After a child was struck and killed by a train in Fairmount, Indiana, last month, an 11-year-old boy who came to the visitation sat by himself in the front row and just stared at the casket, trying to understand.That’s when Judd, a specially-trained 2-year-old golden retriever, spotted him.“He came all the way up to him, sat beside him, put his paw on his leg and buried his head in his lap, and that young boy just cried,” Shari Wallace, the grief therapy dog handler at Armes-Hunt Funeral Home in Fairmount, told TODAY.“Judd displays that loving gentle nature: ‘Everything is good. Just focus on me and I’m going to make it OK.’”
Judd is among the growing ranks of therapy dogs that work in funeral homes, becoming essential “staff members.” There’s Lulu in New York; Kermit in Texas; Dempsey in Ohio; Gracie in Missouri and many, many more.
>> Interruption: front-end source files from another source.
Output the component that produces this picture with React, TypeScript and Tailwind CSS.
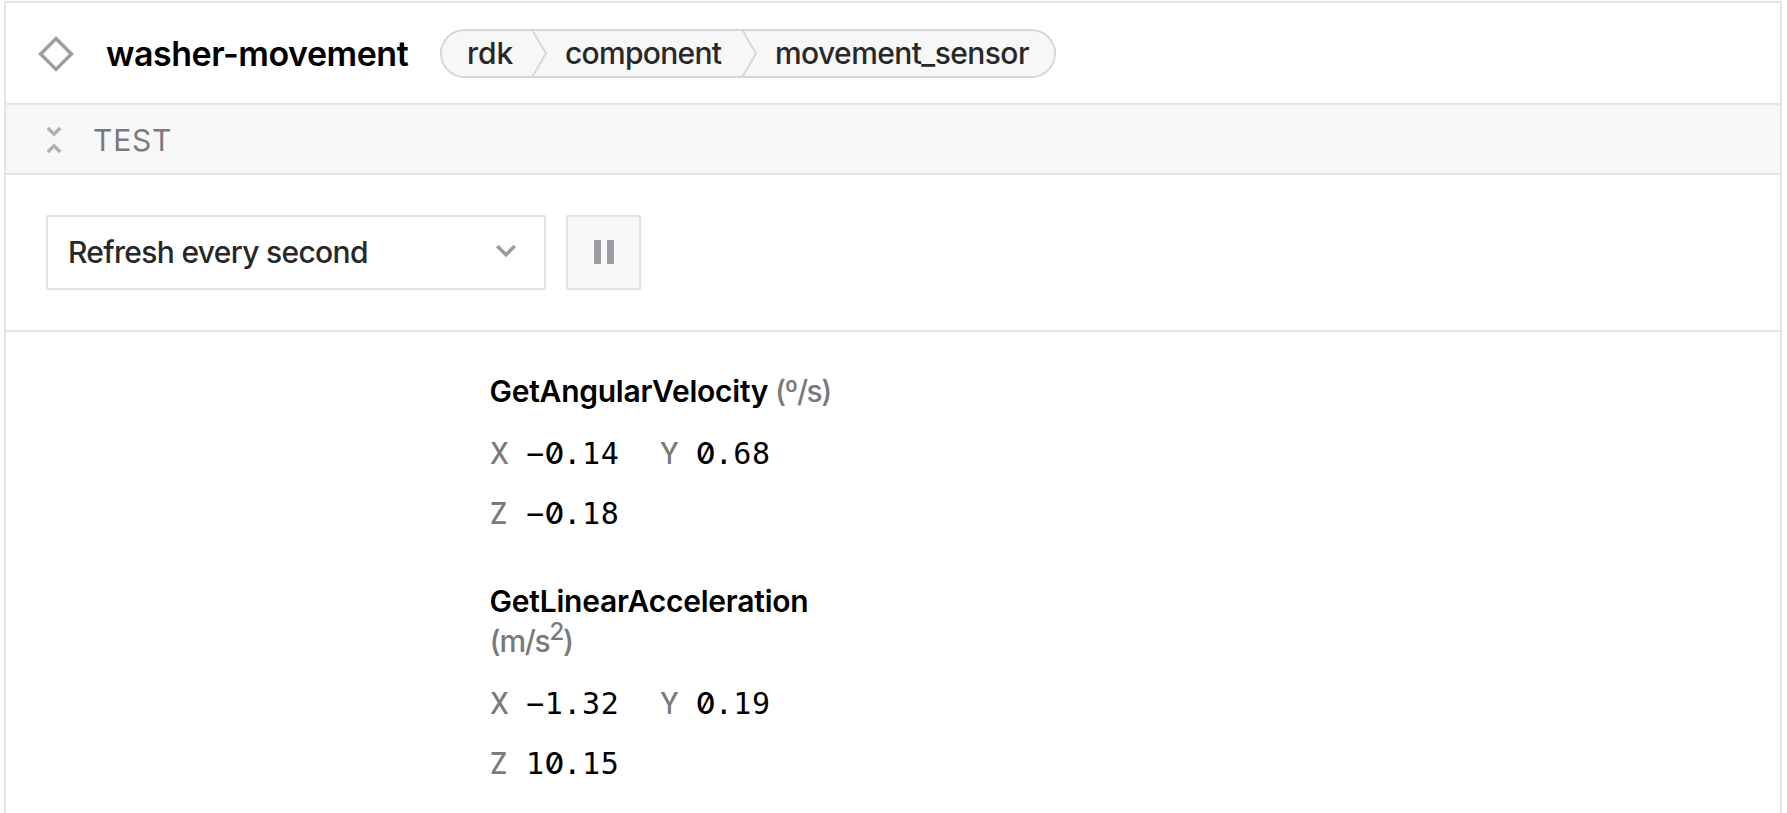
import React from "react";

const crumbs = ["rdk", "component", "movement_sensor"];

const line = "border-[#e4e4e6]";

function CrumbDivider() {
  return (
    <svg width="16" height="45" viewBox="0 0 16 45" fill="none" stroke="#d7d7d9" strokeWidth="2">
      <path d="M0.5 -0.5 L14 22.5 L0.5 45.5" />
    </svg>
  );
}

function Reading({ axis, value }: { axis: string; value: string }) {
  return (
    <div className="flex items-center leading-[40px]">
      <span className="w-[36.5px] text-[#7a7a7c]">
        <span className="inline-block origin-left scale-x-[0.9] font-[450]">{axis}</span>
      </span>
      <span className="relative top-px whitespace-nowrap font-['DejaVu_Sans_Mono',monospace] text-[30px] tracking-[0.6px] text-black">
        {value.split("").map((c, i) =>
          c === "0" ? (
            <span key={i} className="inline-block w-[18.66px] text-center font-['Inter',sans-serif] font-[450] leading-none tracking-normal slashed-zero">
              {c}
            </span>
          ) : (
            c
          ),
        )}
      </span>
    </div>
  );
}

function Readings({ x, y, z }: { x: string; y: string; z: string }) {
  return (
    <div className="mt-[22px] flex flex-col gap-[20px]">
      <div className="flex">
        <div className="w-[170px]">
          <Reading axis="X" value={x} />
        </div>
        <Reading axis="Y" value={y} />
      </div>
      <Reading axis="Z" value={z} />
    </div>
  );
}

export default function App() {
  return (
    <div className="h-[813px] overflow-hidden bg-white pl-1 pt-px font-['Inter',sans-serif] text-[30px] text-[#282829]">
      <div className={`h-[900px] w-[1778px] border-2 ${line}`}>
        <header className={`flex h-[102px] items-center border-b-2 ${line}`}>
          <svg className="ml-8 mt-[2px]" width="36" height="36" viewBox="0 0 36 36" fill="none" stroke="#9c9ca4" strokeWidth="3.5">
            <path d="M18 2.6 L33.4 18 L18 33.4 L2.6 18 Z" />
          </svg>
          <h1 className="ml-[32px] w-[334px] whitespace-nowrap text-[34px] font-semibold tracking-[-0.47px] text-black">washer-movement</h1>
          <div className="flex h-[49px] w-[616px] items-center rounded-full border-2 border-[#d7d7d9] bg-[#f7f7f8] pl-[25px] font-[450]">
            <span className="w-[65px]">{crumbs[0]}</span>
            <CrumbDivider />
            <span className="ml-[17px] w-[177px] tracking-[-0.7px]">{crumbs[1]}</span>
            <CrumbDivider />
            <span className="ml-[17px] tracking-[-0.58px]">{crumbs[2]}</span>
          </div>
        </header>
        <div className={`flex h-[70px] items-center border-b-2 bg-[#f7f7f8] ${line}`}>
          <svg className="ml-[40px] mt-0.5" width="16" height="28" viewBox="0 0 16 28" fill="none" stroke="#aeaeb5" strokeWidth="3.4">
            <path d="M1.8 2 L8 8.2 L14.2 2 M1.8 26 L8 19.8 L14.2 26" />
          </svg>
          <span className="ml-[31px] mt-0.5 tracking-[0.8px] text-[#7a7a7c]">TEST</span>
        </div>
        <div className="flex h-[157px] gap-5 border-b-2 border-[#e4e4e9] pl-10 pt-10">
          <button className={`flex h-[75px] w-[500px] items-center border-2 pl-5 ${line}`}>
            <span className="w-[427px] text-left font-[450] tracking-[-0.68px]">Refresh every second</span>
            <svg className="mb-1" width="22" height="14" viewBox="0 0 22 14" fill="none" stroke="#9c9ca4" strokeWidth="3.5">
              <path d="M2.2 2 L11 10.8 L19.8 2" />
            </svg>
          </button>
          <button className={`flex h-[75px] w-[75px] items-center justify-center border-2 bg-[#f7f7f8] ${line}`}>
            <svg className="mb-px" width="20" height="24" viewBox="0 0 20 24" fill="#9c9ca4">
              <path d="M0 0h7v24H0z M13 0h7v24h-7z" />
            </svg>
          </button>
        </div>
        <div className="ml-[483.5px] pt-[39px] leading-[40px]">
          <section>
            <h2 className="flex whitespace-nowrap">
              <span className="w-[285.5px] font-semibold tracking-[-0.25px] text-black">GetAngularVelocity</span>
              <span className="font-[450] tracking-[-1.5px] text-[#7a7a7c]">(º/s)</span>
            </h2>
            <Readings x="−0.14" y="0.68" z="−0.18" />
          </section>
          <section className="mt-[48px]">
            <h2 className="whitespace-nowrap">
              <span className="block font-semibold tracking-[-0.22px] text-black">GetLinearAcceleration</span>
              <span className="block font-[450] tracking-[-1.3px] text-[#7a7a7c]">
                (m/s<sup className="text-[24px]">2</sup>)
              </span>
            </h2>
            <Readings x="−1.32" y="0.19" z="10.15" />
          </section>
        </div>
      </div>
    </div>
  );
}
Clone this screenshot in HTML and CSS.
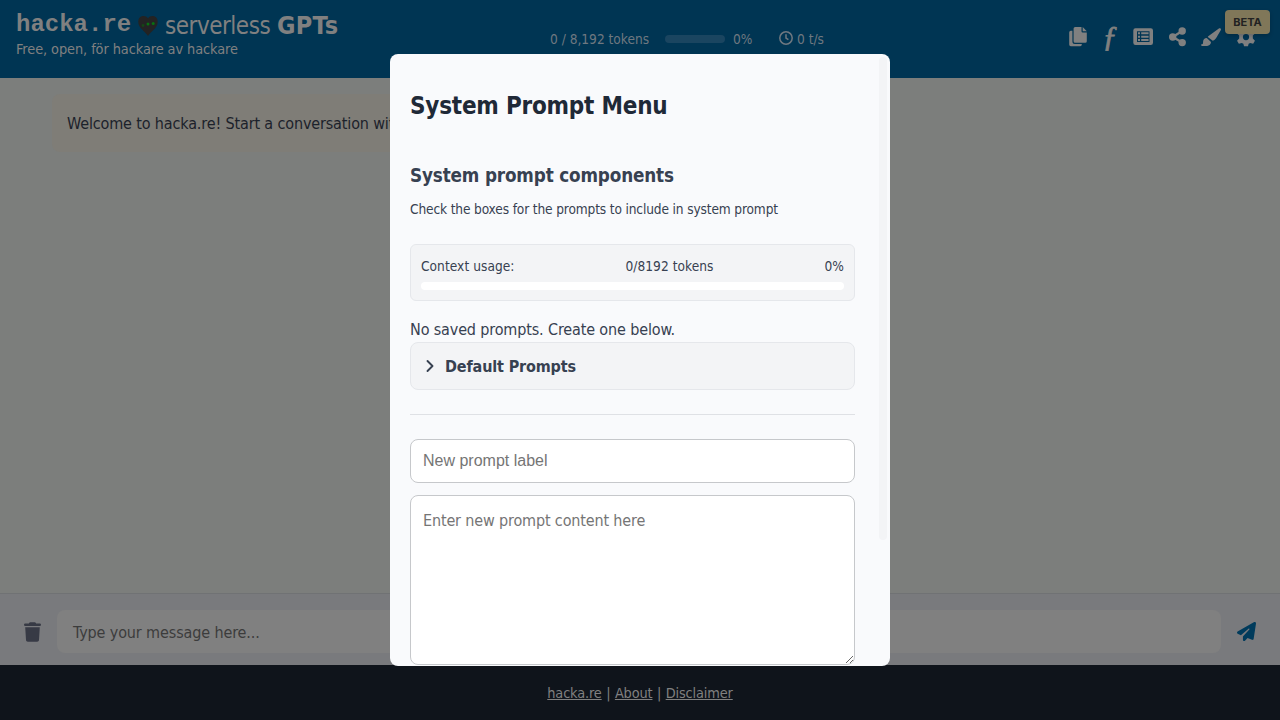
FILE: index.html
```html
<!DOCTYPE html>
<html lang="en">
<head>
<meta charset="utf-8">
<title>hacka.re</title>
<link rel="stylesheet" href="styles.css">
</head>
<body>
<header class="header">
  <div class="brand">
    <div class="logo"><span class="logo-name">hacka.re</span><svg class="heart" viewBox="0 0 20 20"><path d="M10 20C7 15 0 12 .3 5.500C.5-.5 7.500-1.500 10 2.500C12.500-1.500 19.500-.5 19.700 5.500C20 12 13 15 10 20Z" fill="#232323"/><circle cx="5" cy="9.500" r="1.400" fill="#164518"/><circle cx="10" cy="8" r="1.500" fill="#087010"/><circle cx="15.200" cy="7.500" r="1.500" fill="#087010"/></svg><span class="logo-serverless">serverless</span><span class="logo-gpts">GPTs</span></div>
    <div class="tagline">Free, open, för hackare av hackare</div>
  </div>
  <div class="stats">
    <span class="stat-tokens">0 / 8,192 tokens</span>
    <span class="stat-bar"></span>
    <span class="stat-pct">0%</span>
    <svg class="clock" viewBox="0 0 14 14"><circle cx="7" cy="7" r="6.200"/><path d="M7 3.300V7L9.400 8.700"/></svg>
    <span class="stat-speed">0 t/s</span>
  </div>
  <nav class="tools">
    <svg class="tool" viewBox="0 0 20 20"><path d="M9.200 0H15.500V4.200a1.200 1.200 0 0 0 1.200 1.200H20.800V14.200a1.600 1.600 0 0 1-1.600 1.600H9.200a1.600 1.600 0 0 1-1.600-1.600V1.600A1.600 1.600 0 0 1 9.200 0zM16.700 0L20.800 4.200H16.700zM4.800 3.800H6.400V14.500A2.500 2.500 0 0 0 8.900 17H15.800V17.600A1.600 1.600 0 0 1 14.200 19.200H4.800A1.600 1.600 0 0 1 3.200 17.600V5.400A1.600 1.600 0 0 1 4.800 3.800z"/></svg>
    <span class="tool-fn">ƒ</span>
    <svg class="tool" viewBox="0 0 20 20"><path fill-rule="evenodd" d="M1.500 1.300H16.800A2.200 2.200 0 0 1 19 3.500V15.800A2.200 2.200 0 0 1 16.800 18H1.500A2.200 2.200 0 0 1-.7 15.800V3.500A2.200 2.200 0 0 1 1.500 1.300zM3 4.200V15.100H15.500V4.200z"/><path d="M4 5.300h2v2H4zM7.200 5.300H14.600v2H7.200zM4 8.700h2v2H4zM7.200 8.700H14.600v2H7.200zM4 12.100h2v2H4zM7.200 12.100H14.600v2H7.200z"/></svg>
    <svg class="tool" viewBox="0 0 20 20"><circle cx="4.700" cy="10" r="3.700"/><circle cx="14.200" cy="4" r="3.700"/><circle cx="14.200" cy="15.600" r="3.700"/><path class="tool-line" d="M14.200 4L4.700 10L14.200 15.600"/></svg>
    <svg class="tool tool-brush" viewBox="0 0 576 512"><path d="M339 367l3-3c60-33 105-84 133-147l97-161c8-15 5-33-8-45-14-12-34-13-49-3L229 219c-15 10-27 24-34 40zM166 288c-62 2-106 48-106 108 0 31 3 68-28 68-18 0-32 14-32 24 0 14 14 24 32 24h144c62 0 112-50 112-112z"/></svg>
    <svg class="tool" viewBox="0 0 512 512"><path fill-rule="evenodd" d="M206 20h100l18 66 40 23 75-22 46 80-54 50v78l54 54-46 80-75-22-40 23-18 62H206l-18-62-40-23-75 22-46-80 54-54v-78l-54-50 46-80 75 22 40-23zM256 176a80 80 0 1 0 0 160 80 80 0 0 0 0-160z"/></svg>
  </nav>
  <span class="beta">BETA</span>
</header>
<main class="chat"><div class="welcome">Welcome to hacka.re! Start a conversation with AI models.</div></main>
<section class="composer">
  <svg class="trash" viewBox="0 0 448 512"><path d="M135 18C141 7 152 0 164 0h120c12 0 23 7 29 18l7 14h96a32 32 0 0 1 0 64H32a32 32 0 0 1 0-64h96zM32 128H416l-21 339c-2 25-23 45-48 45H101c-25 0-46-20-48-45z"/></svg>
  <div class="message">Type your message here...</div>
  <svg class="send" viewBox="0 0 512 512"><path d="M498 6c11 7 16 20 14 33L448 455c-2 10-8 18-16 23-9 5-19 6-28 2l-120-50-68 74c-9 9-23 13-35 8s-21-17-21-30v-84c0-4 2-8 4-11L332 204c6-6 6-16 0-22s-15-6-22-1L106 360 18 316C7 311 0 300 0 288s6-23 16-29L464 3c11-6 24-5 34 3z"/></svg>
</section>
<footer class="footer"><a>hacka.re</a> <i>|</i> <a>About</a> <i>|</i> <a>Disclaimer</a></footer>
<div class="overlay">
  <div class="modal">
    <div class="modal-body">
      <h2>System Prompt Menu</h2>
      <h3>System prompt components</h3>
      <p class="hint">Check the boxes for the prompts to include in system prompt</p>
      <div class="usage">
        <div class="usage-row"><span>Context usage:</span><span>0/8192 tokens</span><span>0%</span></div>
        <div class="usage-bar"></div>
      </div>
      <p class="empty">No saved prompts. Create one below.</p>
      <div class="defaults"><svg class="chevron" viewBox="0 0 8 14"><path d="M1.500 2L6.500 7L1.500 12"/></svg><span>Default Prompts</span></div>
      <div class="rule"></div>
      <input class="label-input" placeholder="New prompt label">
      <textarea class="content-input" placeholder="Enter new prompt content here"></textarea>
    </div>
    <div class="scroll"></div>
  </div>
</div>
</body>
</html>
```
FILE: styles.css
```css
* { box-sizing: border-box; }
body { margin: 0; height: 720px; overflow: hidden; display: flex; flex-direction: column; background: #7c7e7c; font: 16px/24px "DejaVu Sans Condensed", "DejaVu Sans", sans-serif; letter-spacing: -.14px; }
svg { display: block; flex: none; overflow: visible; }
.header { position: relative; height: 78px; flex: none; background: #003553; color: #808080; display: flex; padding: 10px 24px 0 16px; }
.brand { width: 534px; }
.logo { display: flex; align-items: center; height: 29px; font-size: 24px; white-space: nowrap; }
.logo-name { font: bold 24px/24px "Liberation Mono", monospace; width: 122px; letter-spacing: 0; }
.heart { width: 20px; height: 20px; margin: 2px 7px 0 0; }
.logo-serverless { width: 112px; letter-spacing: -.5px; padding-top: 2px; }
.logo-gpts { font-weight: bold; font-size: 25px; letter-spacing: .3px; padding-top: 2px; }
.tagline { font-size: 14.400px; line-height: 20px; letter-spacing: -.08px; }
.stats { display: flex; align-items: center; height: 58px; font-size: 13.600px; letter-spacing: 0; white-space: nowrap; color: #6f7880; }
.stat-tokens { width: 115px; }
.stat-bar { width: 60px; height: 8px; border-radius: 4px; background: #1a4560; }
.stat-pct { width: 54px; padding-left: 8px; }
.clock { width: 14px; height: 14px; margin-bottom: 2px; fill: none; stroke: #6f7880; stroke-width: 1.500; }
.stat-speed { padding-left: 4px; }
.tools { margin-left: auto; display: flex; align-items: center; gap: 14px; height: 54px; }
.tool { width: 20px; height: 20px; fill: #808080; }
.tool-line { fill: none; stroke: #808080; stroke-width: 2.300; }
.tool-brush { margin: 0 1px 0 -1px; }
.tool-fn { width: 20px; padding-bottom: 3px; text-align: center; font: italic 30px/30px "Liberation Serif", serif; -webkit-text-stroke: .8px #808080; }
.beta { position: absolute; left: 1225px; top: 10px; width: 45px; height: 24px; border-radius: 4px; background: #807759; color: #222; font: bold 11px/24px Inter, sans-serif; letter-spacing: 0; text-align: center; box-shadow: 0 2px 4px rgba(0,0,0,.2); }
.chat { flex: 1; padding: 16px 52px; }
.welcome { width: 700px; height: 58px; padding: 18px 15px; border-radius: 8px; background: #7f7d77; color: #1c222b; white-space: nowrap; }
.composer { height: 72px; border-top: 1px solid #707274; background: #797a7d; display: flex; align-items: center; padding: 4px 24px 0; flex: none; }
.trash { width: 17px; height: 20px; fill: #373a45; }
.message { width: 1164px; flex: none; height: 43px; margin: 0 16px; border-radius: 8px; background: #808080; padding: 11px 16px; color: #3c3c3c; letter-spacing: -.12px; }
.send { width: 19px; height: 19px; fill: #003b5c; }
.footer { height: 55px; flex: none; background: #0f141b; color: #808080; font-size: 14.400px; line-height: 57px; text-align: center; }
.footer a { text-decoration: underline; }
.footer i { font-style: normal; margin: 0 .5px; }
.overlay { position: absolute; inset: 0; display: flex; justify-content: center; padding-top: 54px; }
.modal { width: 500px; height: 612px; border-radius: 8px; background: #f9fafc; overflow: hidden; display: flex; padding: 0 3px 0 20px; color: #374151; }
.modal-body { width: 445px; white-space: nowrap; }
h2 { margin: 37px 0 0; font-size: 24px; line-height: 30px; letter-spacing: -.22px; color: #1f2937; }
h3 { margin: 43px 0 0; font-size: 18.720px; line-height: 24px; letter-spacing: -.15px; }
.hint { margin: 11px 0 0; font-size: 13.600px; line-height: 20px; }
.usage { margin-top: 25px; height: 57px; border: 1px solid #e5e7eb; border-radius: 6px; background: #f3f4f6; padding: 11px 10px; }
.usage-row { display: flex; justify-content: space-between; font-size: 13.600px; letter-spacing: .05px; line-height: 20px; }
.usage-bar { height: 8px; border-radius: 4px; background: #fff; margin-top: 6px; }
.empty { margin: 16px 0 0; line-height: 25px; }
.defaults { height: 48px; border: 1px solid #e5e7eb; border-radius: 8px; background: #f3f4f6; display: flex; align-items: center; padding-left: 15px; gap: 11px; font-weight: bold; }
.defaults span { padding-top: 2px; }
.chevron { width: 8px; height: 14px; fill: none; stroke: #374151; stroke-width: 1.900; stroke-linecap: round; stroke-linejoin: round; }
.rule { height: 1px; background: #dfe1e5; margin: 24px 0; }
.label-input, .content-input { display: block; width: 445px; border: 1px solid #c6c8cb; border-radius: 8px; background: #fff; margin: 0; padding: 12px; outline: 0; }
.label-input { height: 44px; font: 16px "Liberation Sans", sans-serif; }
.content-input { height: 170px; margin-top: 12px; padding-top: 13px; font: 16px/24px "DejaVu Sans Condensed", sans-serif; letter-spacing: -.15px; }
.label-input::placeholder, .content-input::placeholder { color: #757575; }
.scroll { width: 8px; height: 483px; margin: 3px 0 0 auto; border-radius: 4px; background: #f3f4f6; }
```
The friendly, furry creatures can be in the room when grieving families make arrangements, and they can attend wakes and funerals, if the mourners wish. It’s always up to the family and Wallace watches closely to see whether everyone is comfortable with the idea.
The National Funeral Directors Association doesn’t keep track of how many funeral homes in the U.S. own therapy dogs, but the number has been on the rise in the last few years, said spokeswoman Jessica Koth.
“The families love it,” she noted. “An animal changes the mood of the room.”
In a survey commissioned by the association last month, more than half of respondents said they would be somewhat, very or extremely interested in having a therapy dog present at a funeral or memorial service.